As 2009 opened, three weeks before Barack Obama took office, the Dow Jones Industrial Average closed at 9034 on January 2, its highest level since the autumn panic. Yesterday the Dow fell another 4.24% to 6763, for an overall decline of 25% in two months and to its lowest level since 1997. The dismaying message here is that President Obama's policies have become part of the economy's problem.

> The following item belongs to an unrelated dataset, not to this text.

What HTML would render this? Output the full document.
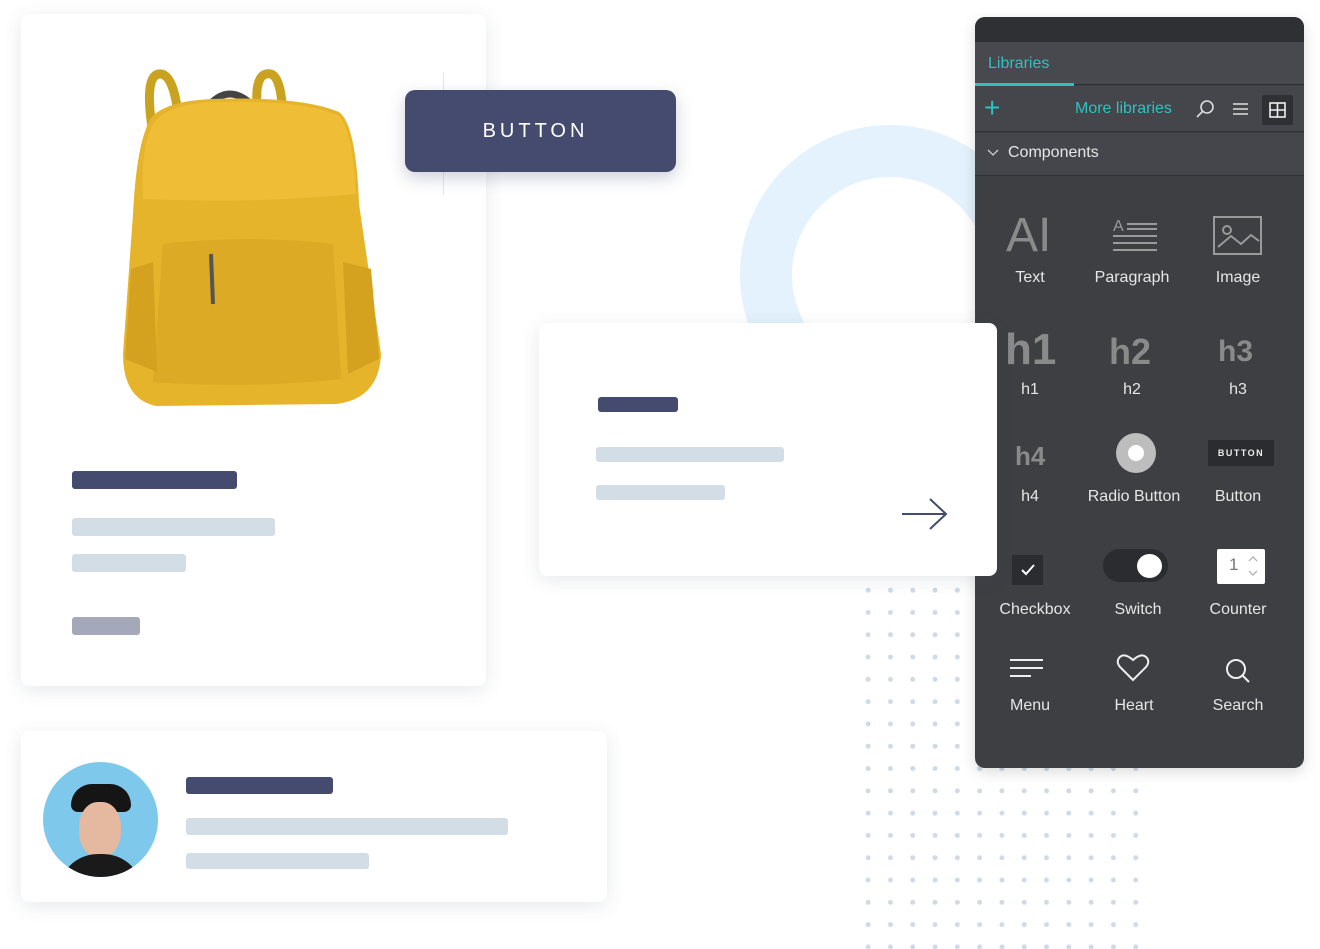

Americans have welcomed the Obama era in the same spirit of hope the President campaigned on. But after five weeks in office, it's become clear that Mr. Obama's policies are slowing, if not stopping, what would otherwise be the normal process of economic recovery. From punishing business to squandering scarce national public resources, Team Obama is creating more uncertainty and less confidence -- and thus a longer period of recession or subpar growth.

The Democrats who now run Washington don't want to hear this, because they benefit from blaming all bad economic news on President Bush. And Mr. Obama has inherited an unusual recession deepened by credit problems, both of which will take time to climb out of. But it's also true that the economy has fallen far enough, and long enough, that much of the excess that led to recession is being worked off. Already 15 months old, the current recession will soon match the average length -- and average job loss -- of the last three postwar downturns. What goes down will come up -- unless destructive policies interfere with the sources of potential recovery.

And those sources have been forming for some time. The price of oil and other commodities have fallen by two-thirds since their 2008 summer peak, which has the effect of a major tax cut. The world is awash in liquidity, thanks to monetary ease by the Federal Reserve and other central banks. Monetary policy operates with a lag, but last year's easing will eventually stir economic activity.

Matt Molnar
2009-03-05, 07:10 PM
I think it's a bit disingenuous to blame Obama for this. There were predictions months ago that to truly correct itself, the Dow would fall to 6500 or worse no matter what Obama did.

bonanzabucks
2009-03-08, 11:10 AM
The Dow was as high as 14,000 points when Bush was in power and went down to about 8,000 when he left office. That's a drop of about 6,000 points, but I don't see the WSJ blaming Bush.

You can't blame Obama for this and as crazy as it sounds, the Dow is far more stable now than it was back in Q4 08. Then, we saw drops of 5%-8% on a daily basis. Here, the most we'll see is a 4% fall, if even that.

WSJ has really fallen the wayside the last year, pretty much since Murdock took it over.

Midnight Mike
2009-03-08, 12:32 PM
The Dow was as high as 14,000 points when Bush was in power and went down to about 8,000 when he left office. That's a drop of about 6,000 points, but I don't see the WSJ blaming Bush.

You can't blame Obama for this and as crazy as it sounds, the Dow is far more stable now than it was back in Q4 08. Then, we saw drops of 5%-8% on a daily basis. Here, the most we'll see is a 4% fall, if even that.

WSJ has really fallen the wayside the last year, pretty much since Murdock took it over.

The Dow has reacted negatively to President Obama since he won the Presidential election back in November/2008.
http://s.wsj.net/public/resources/images/ED-AJ102_1obama_NS_20090302200015.gif


The Dow is always looking ahead & once Obama won the big seat, the market has been reacting to President Obama, something else, back in 2008, then, President-Elect Obama took an active role in the state of the economy in order to calm the economy down, which did not work.

http://images.newsmax.com/headline_vertical/office.jpg

bonanzabucks
2009-03-09, 07:52 PM
Let's take a look at Google Finance and check out the Dow for the last year. It was as high as 14,000, but went down to 8,000 even before Obama was elected in November. This was way, way, way before we knew who was going to be in office. So, while the Dow is in the toilet now and Obama hasn't inspired much confidence, can you tell me with a straight face that Bush did since October '07?

http://www.google.com/finance?chdnp=1&c ... DJI&ntsp=0 (http://www.google.com/finance?chdnp=1&chdd=1&chds=1&chdv=1&chvs=maximized&chdeh=0&chdet=1236642537291&chddm=153414&q=INDEXDJX:.DJI&ntsp=0)

Look at the chart here. Pretty dismal record from October '07 until November '08, don't you think? Or you going to make excuses?